Я подумал, что сейчас, когда соседа нет в купе, мне не мешало бы лишний раз проверить свой атташе-кейс. В конце концов, это была документация на то самое лекарство за которым охотилась банда, и указание доктора печатать ее в одном экземпляре было продиктовано, в основном, этими соображениями. Все-таки зря я похвастался тем, что еду в командировку: если бы мой сосед был заинтересованным лицом, он легко мог бы вычислить и все остальное. Я вспомнил своего знакомого незнакомца, увиденного мной через две платформы. Что могло означать его путешествие в Гальт? Если это по-прежнему слежка за мной, то неоправданно настойчивая — слишком громоздко. И он не мог заранее знать о моей командировке. Купил билет на вокзале прямо перед отходом поезда? Сомнительно. Кроме того он был одет в джинсы и майку. Я вспомнил светло-серый костюм, мелькнувший в толпе провожающих. Чтобы переодеться, он должен был иметь чемодан, значит, опять-таки нужно было обо всем знать заранее, а тогда зачем ему ехать со мной в одном поезде? Я подумал, не начинается ли у меня паранойя, когда я начинаю узнавать незнакомых.
Мы докурили, и в купе я, извинившись перед соседкой, достал из-под ее полки атташе-кейс и, положив его на пустую полку студента, открыл. Конверт был на месте, но я заглянул и в него, все бумаги были там. Конечно, никто заранее не мог знать о моей командировке: доктор сам купил и вручил мне билет — утечка информации просто исключалась. Я еще раз извинился перед дамой, чтобы спрятать атташе-кейс под ее полку, а потом взобрался на свою и, положив подбородок на руки, стал смотреть на сходящиеся и расходящиеся рельсы.
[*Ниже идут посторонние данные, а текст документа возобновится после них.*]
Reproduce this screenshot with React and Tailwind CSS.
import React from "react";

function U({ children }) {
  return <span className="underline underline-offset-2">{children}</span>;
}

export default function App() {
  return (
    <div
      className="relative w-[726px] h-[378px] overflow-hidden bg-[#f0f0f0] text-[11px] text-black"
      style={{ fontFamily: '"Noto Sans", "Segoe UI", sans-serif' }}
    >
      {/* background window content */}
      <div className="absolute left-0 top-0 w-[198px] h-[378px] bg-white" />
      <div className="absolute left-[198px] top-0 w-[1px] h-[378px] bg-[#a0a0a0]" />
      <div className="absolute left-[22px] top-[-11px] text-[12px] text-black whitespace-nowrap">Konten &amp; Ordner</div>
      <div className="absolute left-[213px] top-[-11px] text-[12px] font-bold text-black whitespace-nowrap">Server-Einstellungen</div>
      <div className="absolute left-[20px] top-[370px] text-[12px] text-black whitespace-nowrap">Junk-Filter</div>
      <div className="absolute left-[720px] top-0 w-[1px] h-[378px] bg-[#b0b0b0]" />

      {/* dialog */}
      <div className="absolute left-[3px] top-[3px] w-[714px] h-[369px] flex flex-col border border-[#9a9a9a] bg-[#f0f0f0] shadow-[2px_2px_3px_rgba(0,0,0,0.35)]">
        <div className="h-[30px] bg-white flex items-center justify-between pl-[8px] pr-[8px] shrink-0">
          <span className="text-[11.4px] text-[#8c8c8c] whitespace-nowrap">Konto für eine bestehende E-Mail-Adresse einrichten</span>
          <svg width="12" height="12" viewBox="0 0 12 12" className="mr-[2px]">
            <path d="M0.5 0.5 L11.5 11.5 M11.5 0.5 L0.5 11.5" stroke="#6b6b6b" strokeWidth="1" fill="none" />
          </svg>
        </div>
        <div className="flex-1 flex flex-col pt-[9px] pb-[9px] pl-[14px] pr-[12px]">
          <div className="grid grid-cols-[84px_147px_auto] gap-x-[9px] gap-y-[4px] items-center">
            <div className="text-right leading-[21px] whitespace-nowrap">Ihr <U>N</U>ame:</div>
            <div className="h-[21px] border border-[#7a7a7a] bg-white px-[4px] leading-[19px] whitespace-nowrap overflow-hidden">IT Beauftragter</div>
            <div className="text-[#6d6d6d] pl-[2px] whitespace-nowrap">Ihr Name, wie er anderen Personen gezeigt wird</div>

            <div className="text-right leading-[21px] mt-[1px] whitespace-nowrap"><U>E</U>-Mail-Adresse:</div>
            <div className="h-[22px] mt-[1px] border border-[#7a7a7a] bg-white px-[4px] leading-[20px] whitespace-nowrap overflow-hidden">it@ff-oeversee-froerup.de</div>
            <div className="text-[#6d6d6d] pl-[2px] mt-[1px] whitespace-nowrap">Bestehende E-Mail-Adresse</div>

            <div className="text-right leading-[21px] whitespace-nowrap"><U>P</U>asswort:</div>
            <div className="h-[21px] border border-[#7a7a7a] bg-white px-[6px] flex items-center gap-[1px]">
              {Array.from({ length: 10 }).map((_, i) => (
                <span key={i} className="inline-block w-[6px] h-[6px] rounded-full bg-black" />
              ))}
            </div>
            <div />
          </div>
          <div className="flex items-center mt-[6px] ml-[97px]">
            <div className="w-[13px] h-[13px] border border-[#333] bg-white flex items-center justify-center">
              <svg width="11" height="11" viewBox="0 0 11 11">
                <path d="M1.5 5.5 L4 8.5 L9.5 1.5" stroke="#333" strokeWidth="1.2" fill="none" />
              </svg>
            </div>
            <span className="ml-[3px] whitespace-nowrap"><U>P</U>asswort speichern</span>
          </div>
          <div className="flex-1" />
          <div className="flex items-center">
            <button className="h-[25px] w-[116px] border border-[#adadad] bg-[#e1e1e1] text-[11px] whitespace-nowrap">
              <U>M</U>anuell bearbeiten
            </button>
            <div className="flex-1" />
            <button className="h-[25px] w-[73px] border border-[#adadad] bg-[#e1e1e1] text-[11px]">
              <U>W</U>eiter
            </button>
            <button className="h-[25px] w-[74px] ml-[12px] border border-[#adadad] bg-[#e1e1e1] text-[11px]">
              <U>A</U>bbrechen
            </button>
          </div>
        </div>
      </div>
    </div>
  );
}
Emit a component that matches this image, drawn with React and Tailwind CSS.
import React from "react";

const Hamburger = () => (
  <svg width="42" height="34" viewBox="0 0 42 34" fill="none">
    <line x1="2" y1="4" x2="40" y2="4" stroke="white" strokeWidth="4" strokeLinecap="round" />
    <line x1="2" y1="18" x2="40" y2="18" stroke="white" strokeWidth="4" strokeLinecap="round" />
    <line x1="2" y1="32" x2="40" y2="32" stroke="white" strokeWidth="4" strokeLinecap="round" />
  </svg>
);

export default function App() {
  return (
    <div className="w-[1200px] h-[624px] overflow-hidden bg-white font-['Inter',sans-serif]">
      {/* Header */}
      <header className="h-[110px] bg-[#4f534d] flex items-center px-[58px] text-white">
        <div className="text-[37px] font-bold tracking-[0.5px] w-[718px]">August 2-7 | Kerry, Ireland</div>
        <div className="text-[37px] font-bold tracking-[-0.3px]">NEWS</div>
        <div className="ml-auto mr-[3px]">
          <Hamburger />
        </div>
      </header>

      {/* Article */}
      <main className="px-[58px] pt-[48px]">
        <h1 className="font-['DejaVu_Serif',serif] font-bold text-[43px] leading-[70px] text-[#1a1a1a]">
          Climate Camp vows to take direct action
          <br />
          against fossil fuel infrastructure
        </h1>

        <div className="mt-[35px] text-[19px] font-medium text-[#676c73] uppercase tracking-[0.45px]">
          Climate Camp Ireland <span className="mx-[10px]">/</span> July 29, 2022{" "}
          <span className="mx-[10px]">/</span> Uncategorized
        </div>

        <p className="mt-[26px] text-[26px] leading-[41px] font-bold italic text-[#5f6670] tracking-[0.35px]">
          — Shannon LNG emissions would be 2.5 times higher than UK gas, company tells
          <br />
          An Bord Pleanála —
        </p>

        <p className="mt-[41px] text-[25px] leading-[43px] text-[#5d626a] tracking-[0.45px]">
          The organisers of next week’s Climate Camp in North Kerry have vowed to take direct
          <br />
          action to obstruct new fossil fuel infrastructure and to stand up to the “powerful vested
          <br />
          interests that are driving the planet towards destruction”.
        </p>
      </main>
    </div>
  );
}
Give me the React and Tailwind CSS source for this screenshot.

Может быть, тогда все и началось. Больница, та женщина, узкая пятка и то, что все это принадлежало другому, на которого я теперь смотрел издалека. А — я? Я был их агентом, заброшенным в общество нормальных детей, их родственником, пацаном. Я пытался разобраться, найти в себе симптомы этой болезни, но тщетно — я не чувствовал себя пацаном, и этого мне не хватало. Но однажды я подумал, что, может быть, и никто из них этого не чувствует. Откуда же эта серость и отчужденность на лицах? Нет, их сиротство роднило этих маленьких арестантов — они были взрослыми между собой потому, что собственных взрослых у них не было. Те что были, были такими же, как они, только больше, сильней и со всеми правами. Вот их дети были детьми, настоящими, посторонними, из-за забора.
Но со мной этого не случилось, я не был отдан на воспитание своим сверстникам. Но я сам смотрел на себя со стороны, и мне было интересно смотреть, как растет и развивается тот благополучный мальчик в синей матроске, я тоже был взрослым, только на другой манер. Я никогда не забывал, что у того мальчика были родители и эта матроска, которую он имел право носить, потому что, когда он шел с отцом, никто не мог придраться к нему. Я же обязан был быть как все. Я обязан был быть грубым, драчливым и плохо учиться. Если же я не делал всего этого, я обязан был терпеть насмешки, а иногда и побои. Я страдал за него, за этого мальчика, клянусь, я опекал его. Виктор не знал об этом.
А как он мог узнать? Как я мог ему объяснить, что я другой, совершенно не тот, которого на линейке в бреду отвезли в Хлудовскую больницу, и если бы меня так же, на линейке привезли домой, как я просил, может быть, я бы оставался тем же, просто со временем вырос бы из той матроски и носил бы что-нибудь другое, но никто не смог бы подменить меня, потому что там, дома я был бы идентифицирован и поверил, что это все тот же я — как я мог объяснить все это Виктору и не обидеть его? Он, все еще к тому времени бездетный, сразу забрал меня к себе, и я не увидел нашего опустевшего дома. Через некоторое время они со своим товарищем по работе перевезли на грузовике некоторые остававшиеся там вещи, в том числе пианино «Blutner» и сундук с «Путеводными Огоньками», но Суворовых я не видел и за все время своей жизни в Гальте я никогда больше не был в том дворе.